In this course, you will have the opportunity to build both analytic and simulation models yourself. Each course topic is broken into two sections. The first focuses on the theory behind the modeling approach, including methods for analyzing the model. The second section focuses on numerical methods and development of simulation models. Here, you will use Microsoft Excel to build and implement models.
Learning outcomes
Upon successful completion of this course, you should be able to
- differentiate between types of mathematical models, including
- empirical versus theoretical models,
- static versus dynamic models, and
- stochastic versus deterministic models.
- model deterministic dynamical systems using appropriate techniques (e.g., ordinary differential equations and partial differential equations) and numerical methods (e.g., Euler, Runge–Kutta, and finite difference).
- model stochastic dynamical systems using Markov chains and discrete-event simulation.

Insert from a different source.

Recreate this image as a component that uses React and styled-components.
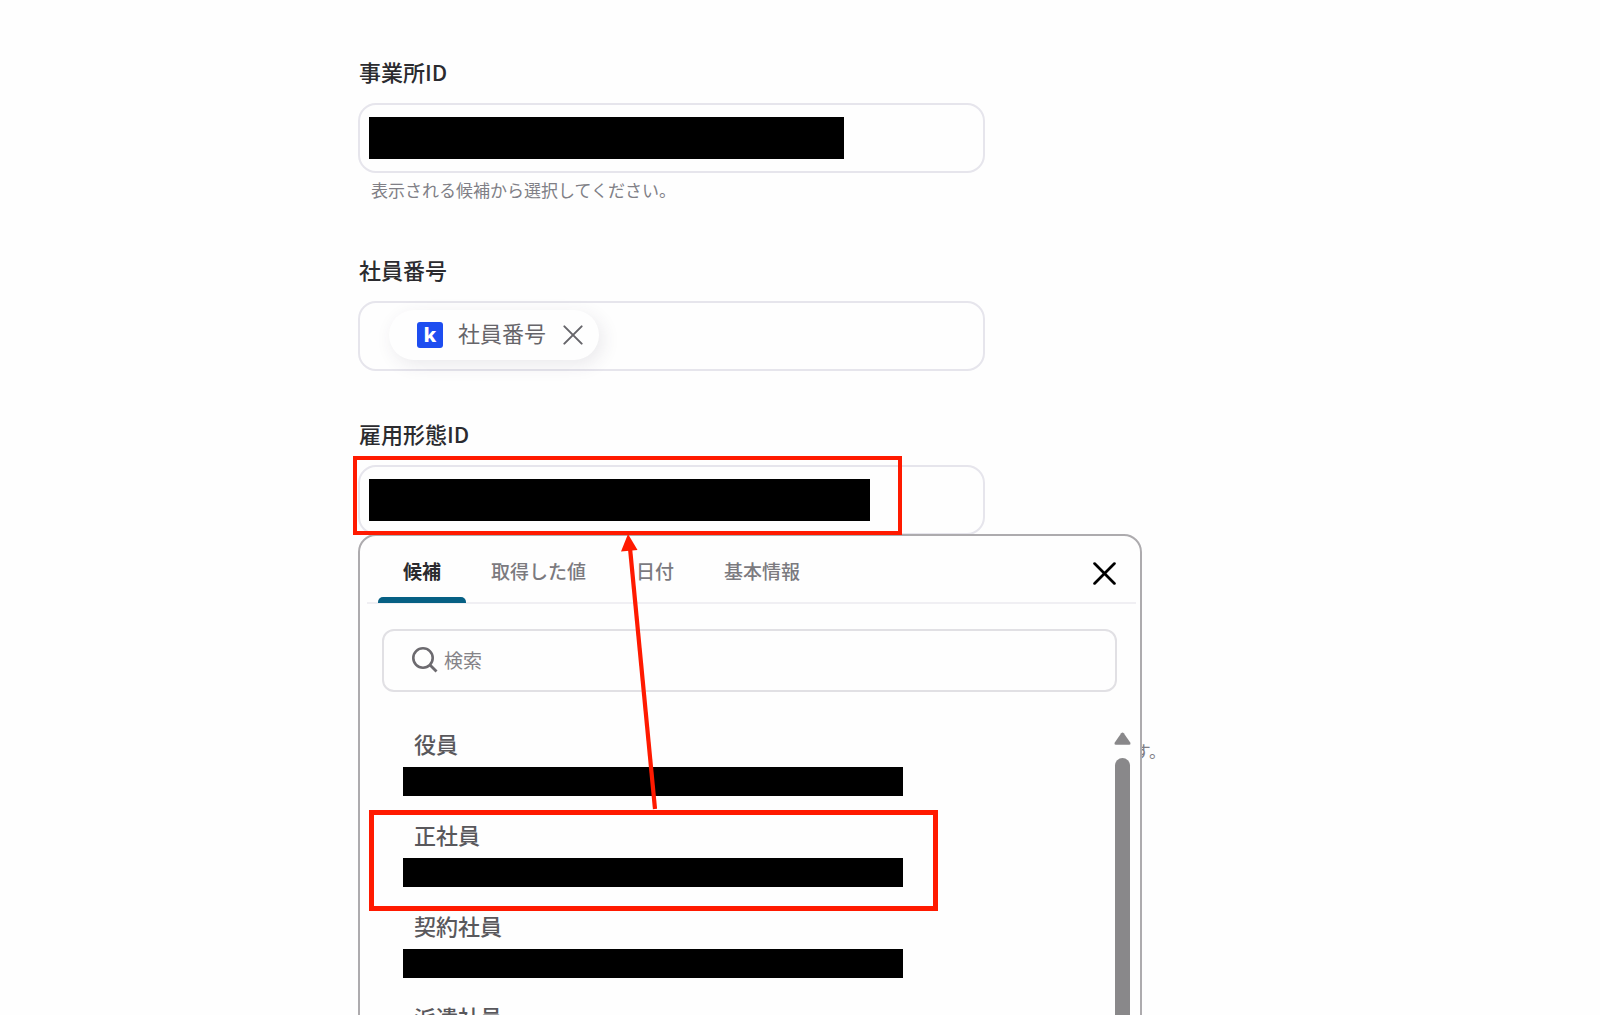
import React, { useState } from 'react';
import styled, { createGlobalStyle } from 'styled-components';

const GlobalStyle = createGlobalStyle`
  * {
    box-sizing: border-box;
  }
  body {
    margin: 0;
    background: #fefefe;
    color: #2b2b2f;
    font-family: "Noto Sans CJK JP", "Noto Sans", sans-serif;
  }
  button, input {
    font-family: inherit;
    border: 0;
    padding: 0;
    background: none;
    outline: none;
  }
  button {
    cursor: pointer;
  }
`;

const tabs = ['候補', '取得した値', '日付', '基本情報'];

const options = [
  { label: '役員' },
  { label: '正社員', marked: true },
  { label: '契約社員' },
  { label: '派遣社員' },
];

const CloseIcon = ({ size, weight }) => (
  <svg width={size} height={size} viewBox="0 0 22 22" aria-hidden="true">
    <path
      d="M1.5 1.5L20.5 20.5M20.5 1.5L1.5 20.5"
      fill="none"
      stroke="currentColor"
      strokeWidth={weight}
      strokeLinecap="round"
    />
  </svg>
);

const SearchIcon = () => (
  <svg width="26" height="28" viewBox="0 0 26 28" aria-hidden="true">
    <circle cx="11" cy="11" r="9.7" fill="none" stroke="#6c6a6f" strokeWidth="2.6" />
    <path d="M18 18L24.5 24.5" stroke="#6c6a6f" strokeWidth="2.8" />
  </svg>
);

const Picker = () => {
  const [active, setActive] = useState(tabs[0]);
  const [keyword, setKeyword] = useState('');

  return (
    <Popup role="dialog" aria-label="雇用形態ID">
      <TabBar role="tablist">
        {tabs.map((tab) => (
          <Tab
            key={tab}
            type="button"
            role="tab"
            aria-selected={tab === active}
            $active={tab === active}
            onClick={() => setActive(tab)}
          >
            {tab}
          </Tab>
        ))}
        <CloseButton type="button" aria-label="閉じる">
          <CloseIcon size={23} weight={2.6} />
        </CloseButton>
      </TabBar>
      <SearchBox>
        <SearchIcon />
        <SearchInput
          type="text"
          aria-label="検索"
          placeholder="検索"
          value={keyword}
          onChange={(e) => setKeyword(e.target.value)}
        />
      </SearchBox>
      <ListArea>
        <OptionList>
          {options.map(({ label, marked }) => (
            <Option key={label}>
              <OptionButton type="button">
                {label}
                <OptionMask />
              </OptionButton>
              {marked && <OptionFrame />}
            </Option>
          ))}
        </OptionList>
        <Scrollbar>
          <svg width="17" height="13" viewBox="0 0 17 13" aria-hidden="true">
            <path
              d="M7.2 1.2Q8.5 0 9.8 1.2L16.4 10.8Q17 12.6 15.4 12.8H1.6Q0 12.6 0.6 10.8Z"
              fill="#89888a"
            />
          </svg>
          <Thumb />
        </Scrollbar>
      </ListArea>
    </Popup>
  );
};

const App = () => (
  <>
    <GlobalStyle />
    <Page>
      <Form onSubmit={(e) => e.preventDefault()}>
        <Field>
          <Label htmlFor="office">事業所ID</Label>
          <Control>
            <Mask $width={475} />
            <TextInput id="office" type="text" />
          </Control>
          <Helper>表示される候補から選択してください。</Helper>
        </Field>

        <Field>
          <Label htmlFor="number">社員番号</Label>
          <Control>
            <Chip>
              <Logo>k</Logo>
              <ChipText>社員番号</ChipText>
              <ChipRemove type="button" aria-label="削除">
                <CloseIcon size={20} weight={2.2} />
              </ChipRemove>
            </Chip>
            <TextInput id="number" type="text" />
          </Control>
        </Field>

        <Field>
          <Label htmlFor="employment">雇用形態ID</Label>
          <Anchor>
            <Control>
              <Mask $width={501} />
              <TextInput id="employment" type="text" />
            </Control>
            <Picker />
            <ControlFrame />
            <Arrow width="40" height="276" viewBox="0 0 40 276" aria-hidden="true">
              <path d="M10 14L35 275" stroke="#ff1a00" strokeWidth="4.2" />
              <path d="M8 0L17.5 16L1 17.5Z" fill="#ff1a00" />
            </Arrow>
          </Anchor>
          <TrailingHelper>す。</TrailingHelper>
        </Field>
      </Form>
    </Page>
  </>
);

const Page = styled.main`
  height: 100vh;
  overflow: hidden;
  padding: 58px 24px 0;
`;

const Form = styled.form`
  display: flex;
  flex-direction: column;
  gap: 49px;
  max-width: 884px;
  margin: 0 auto;
`;

const Field = styled.div`
  display: flex;
  flex-direction: column;
`;

const Label = styled.label`
  margin-bottom: 19px;
  padding-left: 1px;
  font-size: 22px;
  font-weight: 500;
  line-height: 26px;
`;

const Control = styled.div`
  display: flex;
  align-items: center;
  width: 100%;
  max-width: 627px;
  height: 70px;
  padding: 0 9px;
  border: 2px solid #e6e5ec;
  border-radius: 18px;
`;

const Mask = styled.span`
  flex: 0 1 ${({ $width }) => $width}px;
  height: 42px;
  background: #000;
`;

const TextInput = styled.input`
  flex: 1;
  min-width: 0;
  height: 42px;
  font-size: 22px;
`;

const Helper = styled.p`
  margin: 5px 0 0;
  padding: 0 0 5px 13px;
  color: #807f86;
  font-size: 17px;
  line-height: 24px;
`;

const TrailingHelper = styled(Helper)`
  max-width: 808px;
  margin-top: 204px;
  text-align: right;
`;

const Chip = styled.span`
  display: flex;
  align-items: center;
  height: 50px;
  margin: 0 0 2px 20px;
  padding: 0 16px 0 28px;
  border-radius: 25px;
  background: #fefefe;
  box-shadow: 4px 5px 18px rgba(60, 50, 80, 0.1);
`;

const ChipText = styled.span`
  padding-bottom: 7px;
  color: #66656a;
  font-size: 22px;
  line-height: 28px;
`;

const Logo = styled.span`
  width: 26px;
  height: 26px;
  margin-right: 15px;
  border-radius: 3px;
  background: #1d4df0;
  color: #fff;
  font-family: "Noto Sans", sans-serif;
  font-size: 20px;
  font-weight: 800;
  line-height: 25px;
  text-align: center;
`;

const ChipRemove = styled.button`
  display: flex;
  margin-left: 17px;
  color: #66656a;
`;

const Anchor = styled.div`
  position: relative;
`;

const Frame = styled.span`
  position: absolute;
  z-index: 2;
  border: 4px solid #ff1a00;
  pointer-events: none;
`;

const ControlFrame = styled(Frame)`
  top: -9px;
  left: -5px;
  width: 549px;
  height: 79px;
`;

const OptionFrame = styled(Frame)`
  top: -10px;
  left: 9px;
  width: 569px;
  height: 101px;
  border-width: 5px;
`;

const Arrow = styled.svg`
  position: absolute;
  top: 69px;
  left: 262px;
  z-index: 3;
  pointer-events: none;
`;

const Popup = styled.section`
  position: absolute;
  top: 69px;
  left: 0;
  z-index: 1;
  display: flex;
  flex-direction: column;
  width: 784px;
  height: 600px;
  border: 2px solid #adabae;
  border-radius: 18px;
  background: #fefefe;
`;

const TabBar = styled.div`
  display: flex;
  align-items: stretch;
  height: 68px;
  margin: 0 4px 0 7px;
  padding: 0 14px 0 11px;
  border-bottom: 2px solid #f0eff3;
`;

const Tab = styled.button`
  position: relative;
  padding: 4px 25px 0;
  color: ${({ $active }) => ($active ? '#2b2b2f' : '#7b7a7f')};
  font-size: 19px;
  font-weight: ${({ $active }) => ($active ? 700 : 500)};
  line-height: 26px;

  &::after {
    content: '';
    position: absolute;
    right: 0;
    bottom: -1px;
    left: 0;
    height: 6px;
    border-radius: 5px 5px 0 0;
    background: ${({ $active }) => ($active ? '#066084' : 'transparent')};
  }
`;

const CloseButton = styled.button`
  display: flex;
  align-items: center;
  margin-left: auto;
  padding: 8px 6px 0 0;
  color: #000;
`;

const SearchBox = styled.div`
  display: flex;
  align-items: center;
  gap: 6px;
  height: 63px;
  margin: 25px 23px 0 22px;
  padding: 0 28px;
  border: 2px solid #e1e0e4;
  border-radius: 12px;
`;

const SearchInput = styled.input`
  flex: 1;
  min-width: 0;
  height: 30px;
  padding-bottom: 2px;
  color: #2b2b2f;
  font-size: 19px;

  &::placeholder {
    color: #858388;
    opacity: 1;
  }
`;

const ListArea = styled.div`
  display: flex;
  flex: 1;
  margin-top: 37px;
`;

const OptionList = styled.ul`
  flex: 1;
  margin: 0;
  padding: 0;
  list-style: none;
`;

const Option = styled.li`
  position: relative;
  height: 91px;
`;

const OptionButton = styled.button`
  display: block;
  width: 100%;
  padding: 0 43px 0 54px;
  color: #59585c;
  font-size: 22px;
  font-weight: 500;
  line-height: 28px;
  text-align: left;
`;

const OptionMask = styled.span`
  display: block;
  width: 500px;
  height: 29px;
  margin: 10px 0 0 -11px;
  background: #000;
`;

const Scrollbar = styled.div`
  display: flex;
  flex-direction: column;
  align-items: center;
  gap: 13px;
  width: 17px;
  margin-right: 9px;
  padding-top: 3px;
`;

const Thumb = styled.span`
  flex: 1;
  width: 15px;
  border-radius: 8px;
  background: #89888a;
`;

export default App;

- model optimization problems using linear programming models, state and apply the fundamental duality theorem, and analyze the models with and without computer software.
Evaluation
To receive credit for MATH 481, you must achieve an overall grade of at least D (50 percent), which is a composite of the grades you achieve on the five assignments.
The weighting of the composite grade is as follows:
| Activity | Weight |
| Assignment 1 | 10% |
| Assignment 2 | 15% |
| Assignment 3 | 25% |
| Assignment 4 | 25% |
| Assignment 5 | 25% |
| Total | 100% |
To learn more about assignments and examinations, please refer to Athabasca University’s online Calendar.
Materials
Digital course materials
Links to the following course materials will be made available in the course:
Giordano, F. R., Fox, W. P., & Horton, S. B. (2014.) A first course in mathematical modeling (5th ed.). Brooks/Cole.